Work instructions:
Note each line where "styles" appears, and copy it.

Information provided:
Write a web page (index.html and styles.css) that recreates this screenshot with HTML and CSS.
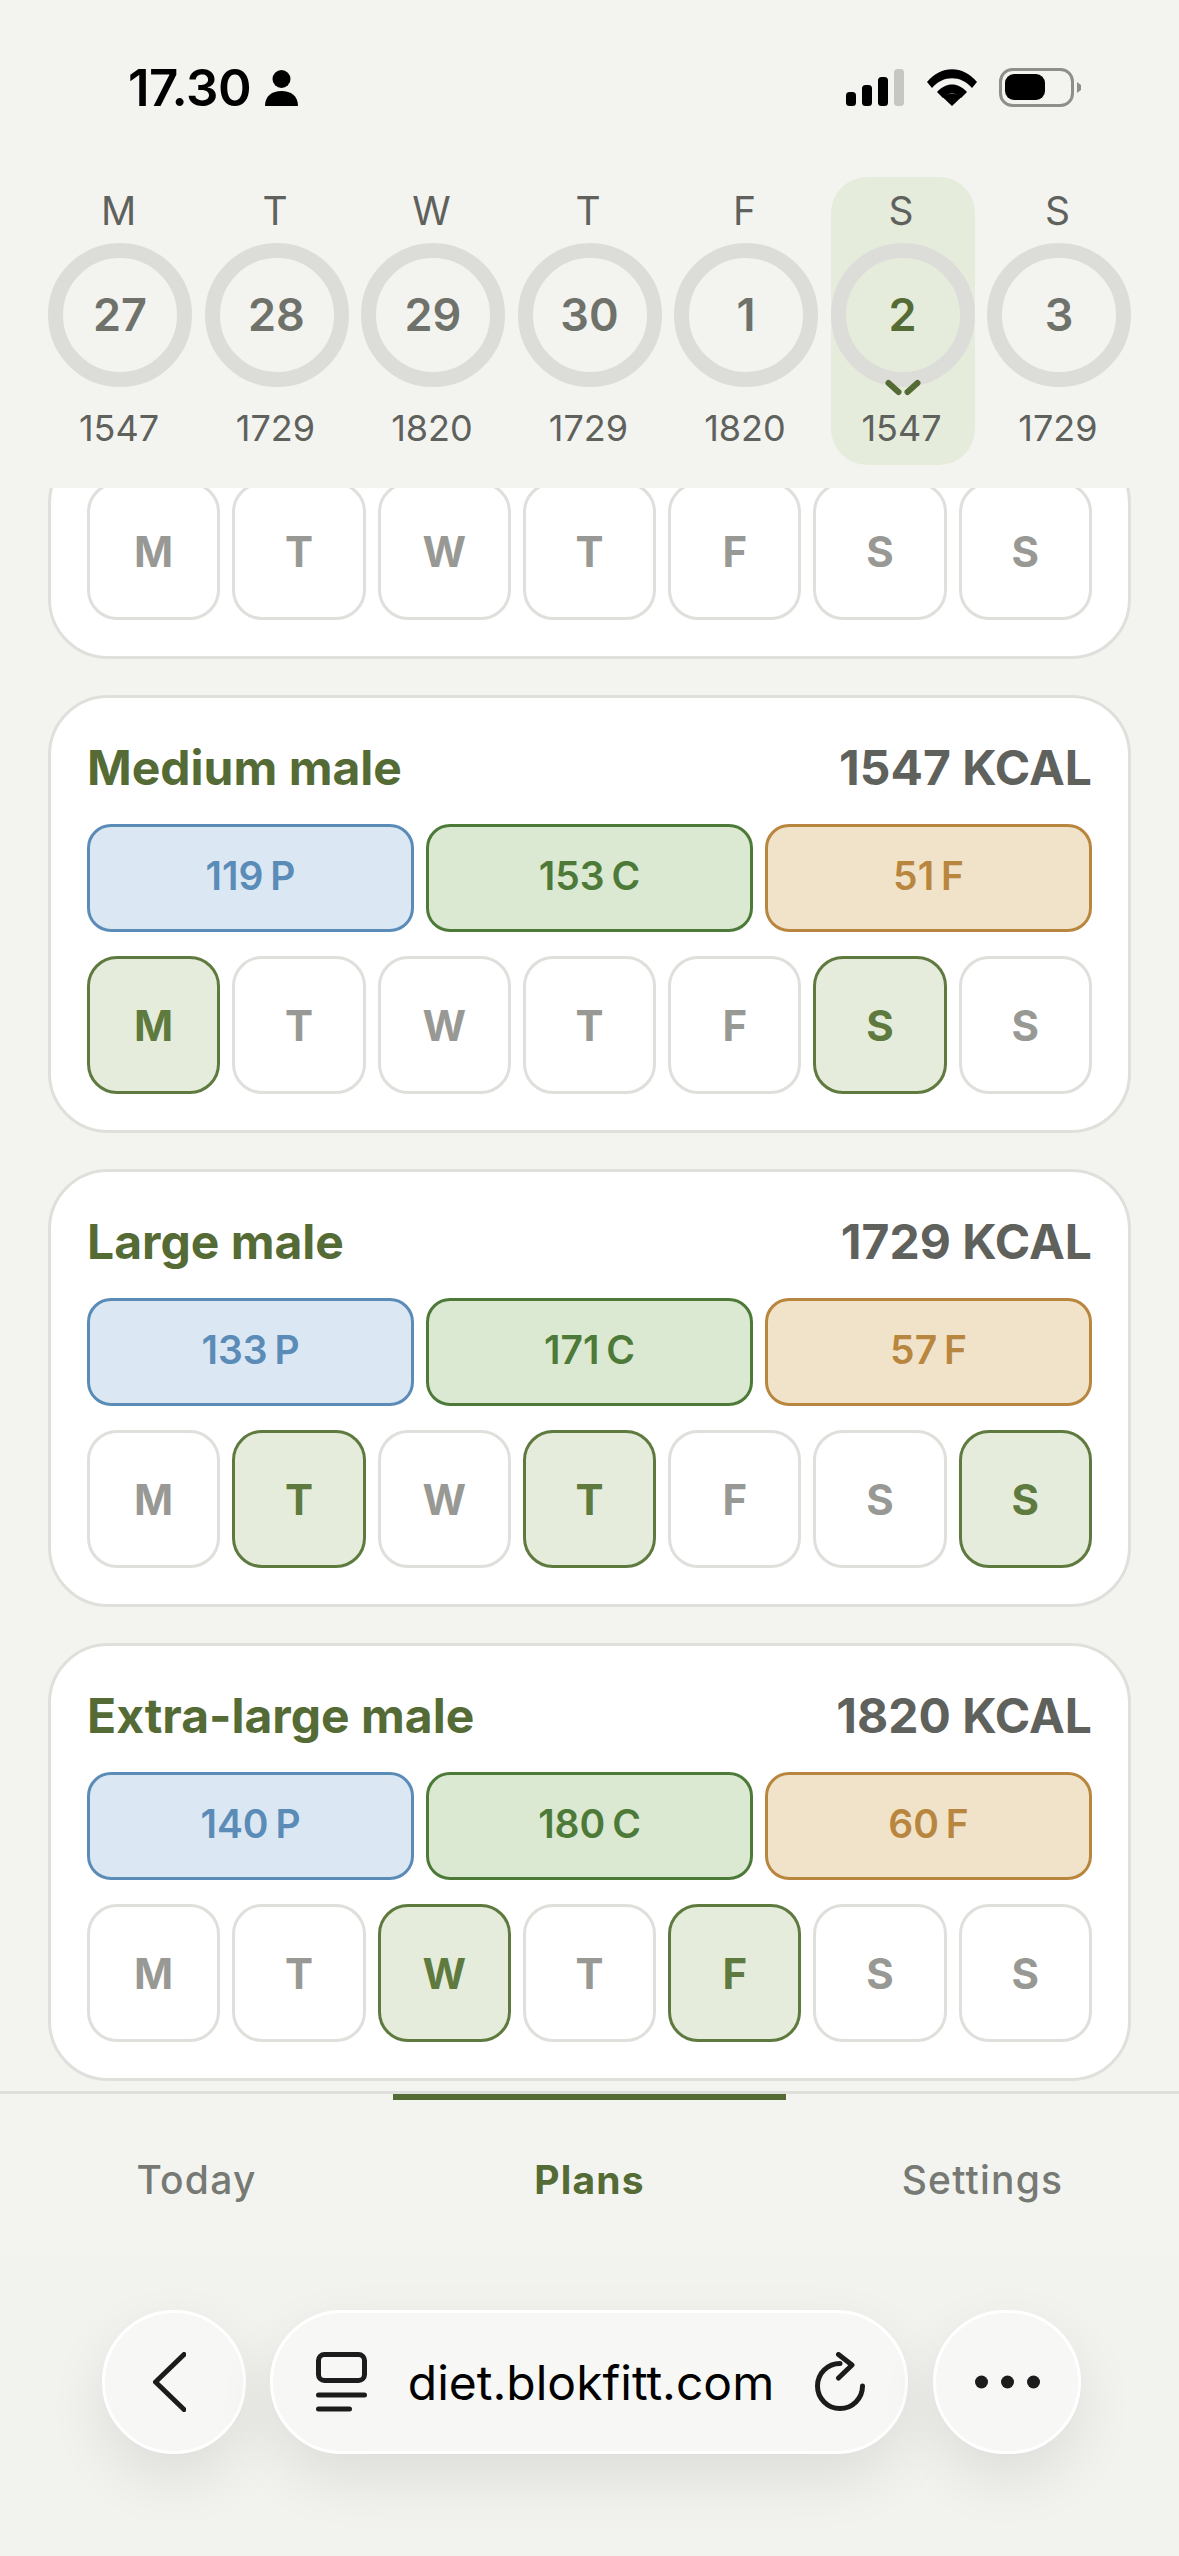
FILE: index.html
```html
<!DOCTYPE html>
<html lang="en">
<head>
    <meta charset="UTF-8">
    <meta name="viewport" content="width=device-width, initial-scale=1.0">
    <title>Plans</title>
    <link rel="stylesheet" href="styles.css">
</head>
<body>
    <div class="status-bar">
        <div class="status-left">
            <span class="status-time">17.30</span>
            <svg class="status-person" width="33" height="36" viewBox="0 0 33 36">
                <circle cx="16.5" cy="9" r="9"/>
                <path d="M0 36C0 26 7 21 16.5 21S33 26 33 36Z"/>
            </svg>
        </div>
        <svg class="status-icons" width="237" height="39" viewBox="846 68 237 39">
            <rect x="846" y="92" width="10" height="14" rx="3.5"/>
            <rect x="862" y="85" width="10" height="21" rx="3.5"/>
            <rect x="878" y="77" width="10" height="29" rx="3.5"/>
            <rect x="894" y="69" width="10" height="37" rx="3.5" fill="#c6c7c3"/>
            <path d="M927 82C941 65 963 65 977 82L972 88C961 75 943 75 932 88Z"/>
            <path d="M937 92C946 82 958 82 967 92L961 98C955 92 949 92 943 98Z"/>
            <path d="M952 106L942.5 97C948 92.5 956 92.5 961.5 97Z"/>
            <rect x="1000.5" y="69.5" width="72" height="36" rx="12" fill="none" stroke="#8e8e8b" stroke-width="3"/>
            <rect x="1005" y="74" width="40" height="26" rx="9"/>
            <path d="M1077 82L1081 85V90L1077 93Z" fill="#8e8e8b"/>
        </svg>
    </div>

    <div class="week">
        <div class="week-day">
            <span class="week-letter">M</span>
            <span class="week-ring"><span class="week-num">27</span></span>
            <span class="week-kcal">1547</span>
        </div>
        <div class="week-day">
            <span class="week-letter">T</span>
            <span class="week-ring"><span class="week-num">28</span></span>
            <span class="week-kcal">1729</span>
        </div>
        <div class="week-day">
            <span class="week-letter">W</span>
            <span class="week-ring"><span class="week-num">29</span></span>
            <span class="week-kcal">1820</span>
        </div>
        <div class="week-day">
            <span class="week-letter">T</span>
            <span class="week-ring"><span class="week-num">30</span></span>
            <span class="week-kcal">1729</span>
        </div>
        <div class="week-day">
            <span class="week-letter">F</span>
            <span class="week-ring"><span class="week-num">1</span></span>
            <span class="week-kcal">1820</span>
        </div>
        <div class="week-day selected">
            <span class="week-letter">S</span>
            <span class="week-ring"><span class="week-num">2</span></span>
            <svg class="week-chevron" width="36" height="18" viewBox="0 0 36 18">
                <path d="M3.5 4L13.5 13M32.5 4L22.5 13"/>
            </svg>
            <span class="week-kcal">1547</span>
        </div>
        <div class="week-day">
            <span class="week-letter">S</span>
            <span class="week-ring"><span class="week-num">3</span></span>
            <span class="week-kcal">1729</span>
        </div>
    </div>

    <div class="plans">
        <div class="plan">
            <div class="days">
                <div class="day">M</div>
                <div class="day">T</div>
                <div class="day">W</div>
                <div class="day">T</div>
                <div class="day">F</div>
                <div class="day">S</div>
                <div class="day">S</div>
            </div>
        </div>

        <div class="plan">
            <div class="plan-head">
                <span class="plan-name">Medium male</span>
                <span class="plan-kcal">1547 KCAL</span>
            </div>
            <div class="macros">
                <div class="macro protein">119 P</div>
                <div class="macro carbs">153 C</div>
                <div class="macro fat">51 F</div>
            </div>
            <div class="days">
                <div class="day on">M</div>
                <div class="day">T</div>
                <div class="day">W</div>
                <div class="day">T</div>
                <div class="day">F</div>
                <div class="day on">S</div>
                <div class="day">S</div>
            </div>
        </div>

        <div class="plan">
            <div class="plan-head">
                <span class="plan-name">Large male</span>
                <span class="plan-kcal">1729 KCAL</span>
            </div>
            <div class="macros">
                <div class="macro protein">133 P</div>
                <div class="macro carbs">171 C</div>
                <div class="macro fat">57 F</div>
            </div>
            <div class="days">
                <div class="day">M</div>
                <div class="day on">T</div>
                <div class="day">W</div>
                <div class="day on">T</div>
                <div class="day">F</div>
                <div class="day">S</div>
                <div class="day on">S</div>
            </div>
        </div>

        <div class="plan">
            <div class="plan-head">
                <span class="plan-name">Extra-large male</span>
                <span class="plan-kcal">1820 KCAL</span>
            </div>
            <div class="macros">
                <div class="macro protein">140 P</div>
                <div class="macro carbs">180 C</div>
                <div class="macro fat">60 F</div>
            </div>
            <div class="days">
                <div class="day">M</div>
                <div class="day">T</div>
                <div class="day on">W</div>
                <div class="day">T</div>
                <div class="day on">F</div>
                <div class="day">S</div>
                <div class="day">S</div>
            </div>
        </div>
    </div>

    <div class="tabs">
        <div class="tab">Today</div>
        <div class="tab active">Plans</div>
        <div class="tab">Settings</div>
    </div>

    <div class="browser-bar">
        <div class="pill pill-round">
            <svg width="33" height="60" viewBox="0 0 33 60">
                <path d="M31 2.5L2.5 30L31 57.5"/>
            </svg>
        </div>
        <div class="pill pill-url">
            <svg width="51" height="60" viewBox="0 0 51 60">
                <rect x="2.5" y="2.5" width="46" height="26" rx="6"/>
                <path d="M2.5 43H48.500M2.5 57H33.5"/>
            </svg>
            <span class="url-text">diet.blokfitt.com</span>
            <svg width="50" height="60" viewBox="0 0 50 60">
                <path d="M47.5 34A22.5 22.5 0 1 1 25 11.5"/>
                <path d="M23.5 2.5L37 13L23.5 26"/>
            </svg>
        </div>
        <div class="pill pill-more">
            <svg width="65" height="14" viewBox="0 0 65 14">
                <circle cx="6.5" cy="7" r="6.5"/>
                <circle cx="32.5" cy="7" r="6.5"/>
                <circle cx="58.5" cy="7" r="6.5"/>
            </svg>
        </div>
    </div>
</body>
</html>
```

FILE: styles.css
```css
* {
    box-sizing: border-box;
}

body {
    margin: 0;
    height: 2556px;
    display: flex;
    flex-direction: column;
    overflow: hidden;
    background: #f3f4ef;
    font-family: Inter, "Liberation Sans", sans-serif;
}

/* status bar */
.status-bar {
    height: 177px;
    flex-shrink: 0;
    padding: 68px 96px 0 128px;
    display: flex;
    justify-content: space-between;
    align-items: flex-start;
}

.status-left {
    display: flex;
    align-items: center;
    gap: 14px;
    height: 39px;
}

.status-time {
    font-size: 51px;
    font-weight: 600;
    letter-spacing: -0.5px;
    line-height: 39px;
    color: #000;
}

.status-person {
    fill: #000;
}

.status-icons {
    fill: #000;
}

/* week strip */
.week {
    flex-shrink: 0;
    height: 311px;
    padding: 0 48px 23px;
    display: grid;
    grid-template-columns: repeat(7, 1fr);
    column-gap: 12.5px;
}

.week-day {
    position: relative;
    display: flex;
    flex-direction: column;
    align-items: center;
    padding-top: 10px;
    border-radius: 36px;
}

.week-day.selected {
    background: #e5ecdc;
}

.week-letter {
    height: 48px;
    padding-right: 3px;
    line-height: 48px;
    font-size: 39px;
    color: #5f615d;
}

.week-ring {
    margin-top: 8px;
    width: 144px;
    height: 144px;
    flex-shrink: 0;
    border: 15px solid #dcddd8;
    border-radius: 50%;
    display: flex;
    align-items: center;
    justify-content: center;
    padding-bottom: 2px;
}

.week-num {
    font-size: 45px;
    font-weight: 600;
    color: #6f716b;
}

.selected .week-num {
    color: #556b35;
}

.week-chevron {
    position: absolute;
    top: 202px;
    left: 54px;
    fill: none;
    stroke: #556b35;
    stroke-width: 6px;
    stroke-linecap: round;
}

.week-kcal {
    margin-top: 17px;
    height: 48px;
    padding-right: 2px;
    line-height: 48px;
    font-size: 36px;
    color: #5f615d;
}

/* plan cards, the list is scrolled to its end so the first card is cut at the top */
.plans {
    flex: 1;
    min-height: 0;
    overflow: hidden;
    display: flex;
    flex-direction: column;
    justify-content: flex-end;
    gap: 36px;
    padding: 0 48px 10px;
}

.plan {
    flex-shrink: 0;
    background: #fff;
    border: 3px solid #dfe0db;
    border-radius: 60px;
    padding: 36px;
}

.plan-head {
    height: 66px;
    margin-bottom: 24px;
    display: flex;
    justify-content: space-between;
    align-items: center;
    font-size: 48px;
    font-weight: 700;
}

.plan-name {
    color: #556b35;
}

.plan-kcal {
    color: #5f615d;
}

.macros {
    display: grid;
    grid-template-columns: repeat(3, 1fr);
    gap: 12px;
    margin-bottom: 24px;
}

.macro {
    height: 108px;
    border: 3px solid;
    border-radius: 24px;
    padding-bottom: 5px;
    display: flex;
    align-items: center;
    justify-content: center;
    font-size: 39px;
    font-weight: 600;
    word-spacing: -3px;
}

.protein {
    background: #dbe8f3;
    border-color: #5b8cb8;
    color: #5b8cb8;
}

.carbs {
    background: #dce9d2;
    border-color: #4d7a38;
    color: #4d7a38;
}

.fat {
    background: #f1e3c9;
    border-color: #b9863f;
    color: #b9863f;
}

.days {
    display: grid;
    grid-template-columns: repeat(7, 1fr);
    gap: 12px;
}

.day {
    height: 138px;
    background: #fff;
    border: 3px solid #dfe0db;
    border-radius: 30px;
    display: flex;
    align-items: center;
    justify-content: center;
    font-size: 42px;
    font-weight: 700;
    color: #989994;
}

.day.on {
    background: #e5ecdc;
    border-color: #5f7a3f;
    color: #5f7a3f;
}

/* bottom tabs */
.tabs {
    flex-shrink: 0;
    height: 159px;
    border-top: 3px solid #dfe0db;
    display: grid;
    grid-template-columns: repeat(3, 1fr);
}

.tab {
    border-top: 6px solid transparent;
    padding-top: 56px;
    text-align: center;
    font-size: 39px;
    line-height: 48px;
    font-weight: 500;
    letter-spacing: 1.2px;
    color: #777974;
}

.tab.active {
    border-top-color: #556b35;
    font-weight: 700;
    color: #556b35;
}

/* browser toolbar */
.browser-bar {
    flex-shrink: 0;
    height: 306px;
    padding: 60px 98px 0 102px;
    display: flex;
    align-items: flex-start;
    gap: 24px;
    background: #f2f3ee;
}

.pill {
    height: 144px;
    background: #f7f7f5;
    border: 3px solid #fff;
    border-radius: 72px;
    box-shadow: 0 24px 60px rgba(0, 0, 0, 0.09);
    display: flex;
    align-items: center;
    justify-content: center;
}

.pill svg {
    fill: none;
    stroke: #1c1c1c;
    stroke-width: 5px;
    stroke-linecap: round;
    stroke-linejoin: round;
}

.pill-round {
    width: 144px;
    padding-right: 9px;
}

.pill-url {
    width: 638px;
    padding: 0 40px 0 43px;
    justify-content: space-between;
}

.pill-more {
    width: 148px;
    margin-left: 1px;
}

.pill-more svg {
    fill: #1c1c1c;
    stroke: none;
}

.url-text {
    font-size: 48px;
    color: #000;
}
```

Exercise output:
Write a web page (index.html and styles.css) that recreates this screenshot with HTML and CSS.
    <link rel="stylesheet" href="styles.css">
FILE: styles.css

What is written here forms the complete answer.